Resieving will not help: sieving is the process to determine which numbers are divisible by a certain numer (in NewPGen, this is 'p'). So all values for 'n' that are divisible by a number 'p', will also be divisible by that same value for 'p' the next time.

As I see it: you (by accident) chose a k that has a very large weight, so non-primes are not easily detected by sieving. I recommend you to stop sieving.

If I am mistaken, please correct me! :smile:[/QUOTE]

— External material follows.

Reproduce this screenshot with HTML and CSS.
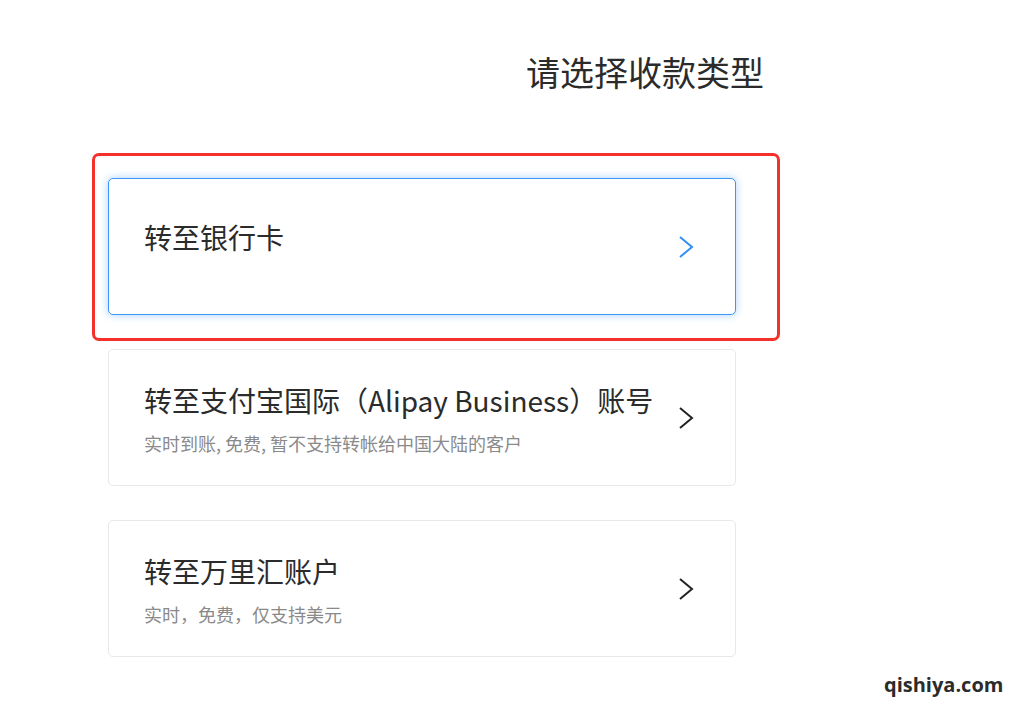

Roughly speaking, ks with high weight prefer to be sieved more deeply. This is because the each new prime you sieve with is more likely to remove a remaining candidate compared to a k where small primes have already removed a large proportion of the candidates. This implies that candidate removal times will tend to stay higher with heavy k, and so you'll stop sieving later, and so get a marginally better prime/test ratio from the testing phase.

Phil

 VBCurtis 2005-09-26 17:06

When planning to run LLR to a very high value (on a high-weight k, 1M is very high), I find that maximum efficiency is produced by breaking a "chunk" off for LLR when the sieve time is a little less than double the LLR test for that exponent. This is not traditional wisdom, because sieve time per p-value does not scale linearly with range to be sieved-- it scales with the square root of range, so it's more efficient to leave n-values in than it first seems. Since you're planning to run to 1M eventually, I'd sieve 300k-350k until sieve time is quite a bit longer than LLR time-- if LLR is 8 min, I'd go 12 to 14 min on the sieve before breaking those off. This adds sieve time up front, but reduces LLR time at least as much.

Shane-- you say RMA automates this. Does it take this effect into account? Your reply sounds like it breaks off a power when LLR time is equal to sieve time-- this is not as efficient as it could be. Comments?